最高裁判所平成19年7月13日,同月17日判決
過払い金は,法律上,不当利得(民法703条)といって,利得が法律上の原因に基づかないことを根拠にした返還請求になります。そして,不当利得では,利得者が受け取った利得について,法律上の原因に基づかないことを知っていたとき,悪意の受益者として,利得に年5%の金利を付けて返さないといけないということになっております。
では,不当利得である過払い金を受け取った業者は,悪意の受益者(民法704条)に該当し,過払い金元金に加えて,5%の利息まで返さないといけないのでしょうか。
この点について,上記判例は,
みなし弁済の成立が認められない場合,みなし弁済の適用があるとの認識を有しており,かつ,そのような認識を有するに至ったことについてやむを得ないといえる特段の事情があるときでない限り,法律上の原因がないことを知りながら過払い金を取得した者,すなわち,民法704条の悪意の受益者であると推定されると判示しました。
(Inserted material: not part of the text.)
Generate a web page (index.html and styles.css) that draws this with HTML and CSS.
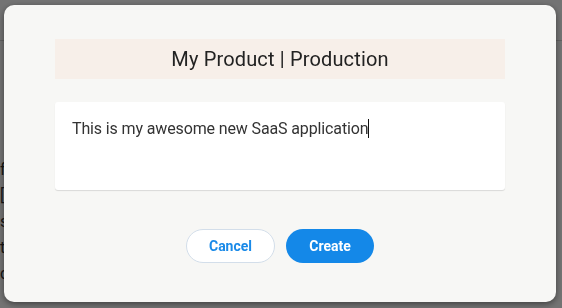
FILE: index.html
```html
<!DOCTYPE html>
<html lang="en">
<head>
  <meta charset="UTF-8">
  <meta name="viewport" content="width=device-width, initial-scale=1.0">
  <title>New Product</title>
  <link rel="stylesheet" href="styles.css">
</head>
<body>
  <!-- page behind the dialog -->
  <div class="page">
    <div class="topbar"></div>
    <div class="page-body">
      <p>features</p>
      <p>[ ]</p>
      <p>settings</p>
      <p>team</p>
      <p>config</p>
    </div>
  </div>

  <div class="overlay"></div>

  <!-- create product dialog -->
  <div class="modal">
    <div class="modal-title">My Product | Production</div>
    <div class="modal-input">This is my awesome new SaaS application<span class="caret"></span></div>
    <div class="modal-actions">
      <button class="btn btn-cancel">Cancel</button>
      <button class="btn btn-create">Create</button>
    </div>
  </div>
</body>
</html>
```

FILE: styles.css
```css
* { box-sizing: border-box; margin: 0; padding: 0; }

body {
  font-family: Roboto, 'Liberation Sans', sans-serif;
  background: #fff;
  color: #333;
  width: 562px;
  height: 308px;
  overflow: hidden;
}

.topbar {
  height: 41px;
  border-bottom: 1px solid #d6d6d6;
}

.page-body {
  padding-top: 116px;
  font-size: 16px;
}

.page-body p {
  line-height: 26px;
}

.overlay {
  position: fixed;
  inset: 0;
  background: rgba(0, 0, 0, 0.55);
}

.modal {
  position: fixed;
  left: 4px;
  top: 5px;
  width: 552px;
  height: 297px;
  background: #f7f7f5;
  border-radius: 10px;
  box-shadow: 0 2px 6px rgba(0, 0, 0, 0.45);
  padding: 34px 51px 0;
  display: flex;
  flex-direction: column;
}

.modal-title {
  height: 40px;
  background: #f7efe9;
  display: flex;
  align-items: center;
  justify-content: center;
  font-size: 20px;
  letter-spacing: 0.15px;
  color: #222;
}

.modal-input {
  margin-top: 23px;
  height: 88px;
  background: #fff;
  border-radius: 3px;
  box-shadow: 0 1px 1px rgba(0, 0, 0, 0.12);
  padding: 16px 17px;
  font-size: 16px;
  letter-spacing: -0.13px;
  line-height: 22px;
  color: #333;
}

.caret {
  display: inline-block;
  width: 1px;
  height: 19px;
  background: #111;
  vertical-align: -4px;
}

.modal-actions {
  margin-top: 39px;
  display: flex;
  justify-content: center;
  gap: 11px;
}

.btn {
  height: 34px;
  width: 89px;
  border-radius: 17px;
  font-family: Roboto, 'Liberation Sans', sans-serif;
  font-size: 14px;
  font-weight: 700;
  cursor: pointer;
}

.btn-cancel {
  background: #fff;
  border: 1px solid #d3deea;
  color: #1a8ae8;
}

.btn-create {
  background: #1488e8;
  border: none;
  color: #fff;
  width: 88px;
}
```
上記特段の事情を立証するためには,貸付け,弁済の際に業者から顧客へ交付した証書を証拠として,裁判所へ提出する必要があります。
ただ,現実問題として,全ての証書の提出を行うということは,ほぼできないような状況であり,実際には業者においてサンプルを提出する程度の立証しかできておりません。
当法律事務所が過払い金請求の依頼を受けた案件のうち,これまで上記特段の事情の立証を行えたのは,アコム1社,1案件のみになります。なぜ,その案件のみ,すべての証書を保管していたのか分かりませんし,担当の裁判官も,すべての証書が揃っている事案は初めてである旨話されていました。
ちなみに,アコムへの過払い金の案件について,数多く,手がけてきましたが,他の案件において,特段の事情の立証を行えたような案件はありませんので,特異な例かもしれません。